Sheboygan City

Sheboygan County, Wisconsin

Home | Whats New | Site Index | Contact | Search

Sheboygan City Hall is located at 828 Center Avenue, Sheboygan, WI 53081.
Phone: 920‑459‑3373.

Neighborhoods

Sheboygan as described in 1940 [1]

Sheboygan is built along the shore of Lake Michigan and around the mouth of the Sheboygan River. Coal docks, factory buildings and warehouses are grouped in the river flats, while the higher outlying districts, marked into checkerboard blocks, are residential and shop areas. Except for a few streets near the lake shore, where the larger, more pretentious houses stand, the architecture is staid and undistinguished, its only charm being a certain natural simplicity. Native limestone has been used very little in any type of construction; a few old houses of yellow brick are to be found. The neatness and orderliness of the streets and houses is part of the German atmosphere which pervades the city. With as much regard for frugality as for beauty, the citizens cultivate every plot of earth, giving the city a trim, gardened face. In the moist, lake-tempered climate, green parkways and front lawns flourish.

It is believed that the Chippewa named the river Shawb-wa-way-gun, (wind or rumbling underground) because of the rushing sound of the falls three miles upstream. The earliest settlement in the region occurred in 1835 when a saw mill, built at the center of what is now Sheboygan Falls, began to saw pine and oak timber. In 1836 prospectors took land and built twenty frame buildings on the site, including a hotel. But permanent settlement was not made at the mouth in that year, for in the depression of 1837 the little boom in real estate had crashed and the buildings were torn down and moved to other towns, with only one family remaining behind. By the next year, the settlement had been all but re-absorbed into the wilderness. In 1838, however, Sheboygan County, sparsely settled by Yankee traders and farmers, was organized by the territorial legislature, and roads were built to Madison via Horicon; in 1843 a road was built to Fond Du Lac. In the same year the community struck roots with the building of a store, stocked with necessities of frontier settlers that included snuff, crackers, pins, salt, codfish, striped peppermint candy and whiskey. By 1844 "The Mouth," as the town was called, had a post office, a dock, a warehouse and a pier at the lake front; the harbor was brightened by a lighthouse. The town was a convenient disembarking point for settlers entering the Northwest Territory from the Great Lakes and was the winter home of many lake sailors.

When it was granted a village charter in 1846, Sheboygan began its first period of expansion. The pier having been improved in 1845, Captain Powell began building a fleet of lake-going vessels with their home port at the village. Steamships from Chicago and Buffalo visited the port daily during the years 1845-1848, bringing more than 16,000 immigrants. Each load brought permanent settlers for the county, so many that between 1846 and 1850 the population increased from 1,600 to 8,300. Of these newcomers the majority were Germans who had left their homes because of economic difficulties or religious oppression, Sheboygan having been recommended to them by promoters' pamphlets which were being widely distributed in Germany.

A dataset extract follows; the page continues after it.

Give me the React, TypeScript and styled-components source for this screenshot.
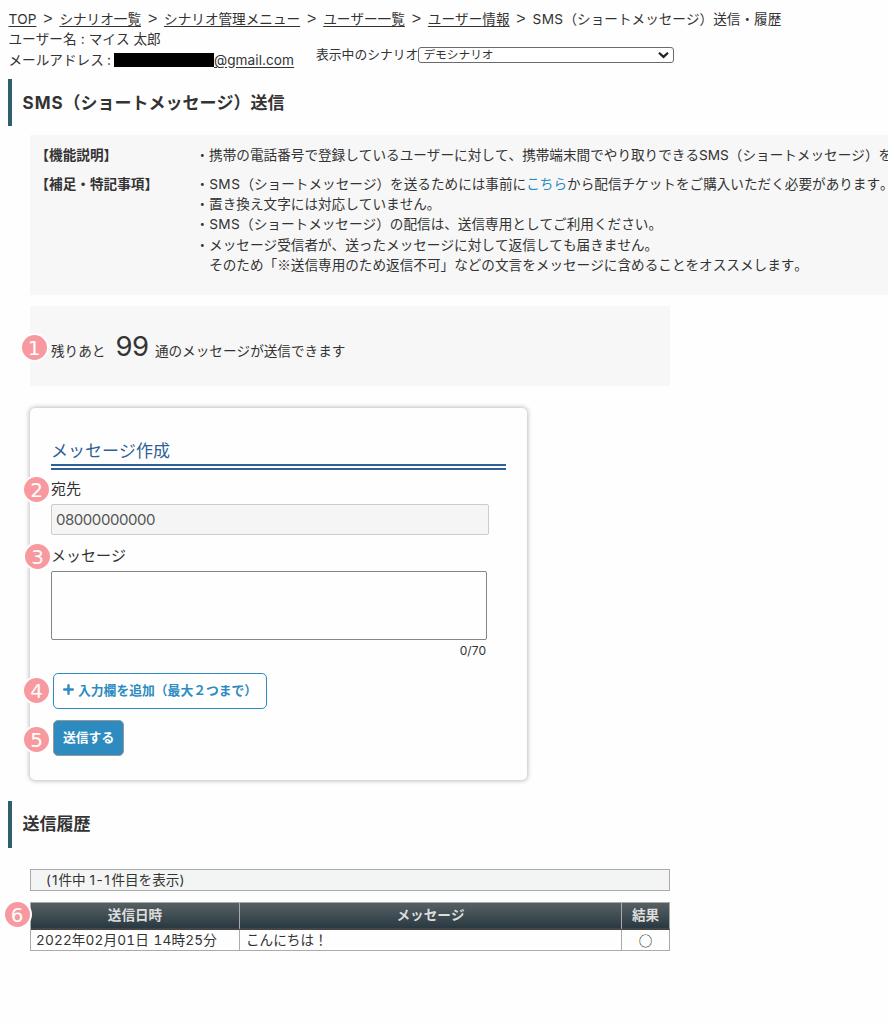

By 1850 the community had a hotel, blacksmith shop, machine shop, foundry, brewery, three weekly newspapers and several retail shops. By this time the era of frontier trading had ended. The distinguishing feature of the city's next thirty years of economic development was the founding of industries and dairying. Despite the lull caused by hard times in the 1850s, the village was steadily growing, having in 1852 a population of 2,000. Charters were granted for the building of plank roads to penetrate the interior. Corduroy roads were also built. The Sheboygan-Fond du Lac plan road was finished in 1852; a road extending to Manitowoc County was finished in 1859. In 1852 Congress appropriated funds for the improvement of the harbor, and in the next year, with a population of 3,500, the village received a city charter and held its first election. In the same year J. J. Vollrath began making implements and engines in his foundry, a barrel factory and a tannery were opened and a shipyard began to construct vessels for lake traffic. In 1856 the town had an export business of $700,000 annually.

By 1860 there were 24 flour mills in the county. Wheat raising, however, was soon to reach its peak and gradually to be supplanted by other crops. When the soil showed signs of exhaustion from repeated grain growing, farmers turned to raising peas, gradually to be further supplanted by dairying. Hiram Smith began the manufacturing of cheese in the county in 1859, and the first cheese factory was built in 1864.

In its most prosperous days Sheboygan was known as the city of "cheese, chairs, children and churches," and the citizens still used the phrase in 1938, it had lost part of its meaning. Sheboygan in 1930 was the seventh largest city in the State of Wisconsin, coasting along with a level of industry achieved during the previous decade. Few enterprises were begun to replace those that left.

  1. Writers' Program of the Works Projects Administration in the State of Wisconsin, Wisconsin, A Guide to the Badger State, American Guide Series, Duell, Sloan and Pearce, New York, 1941.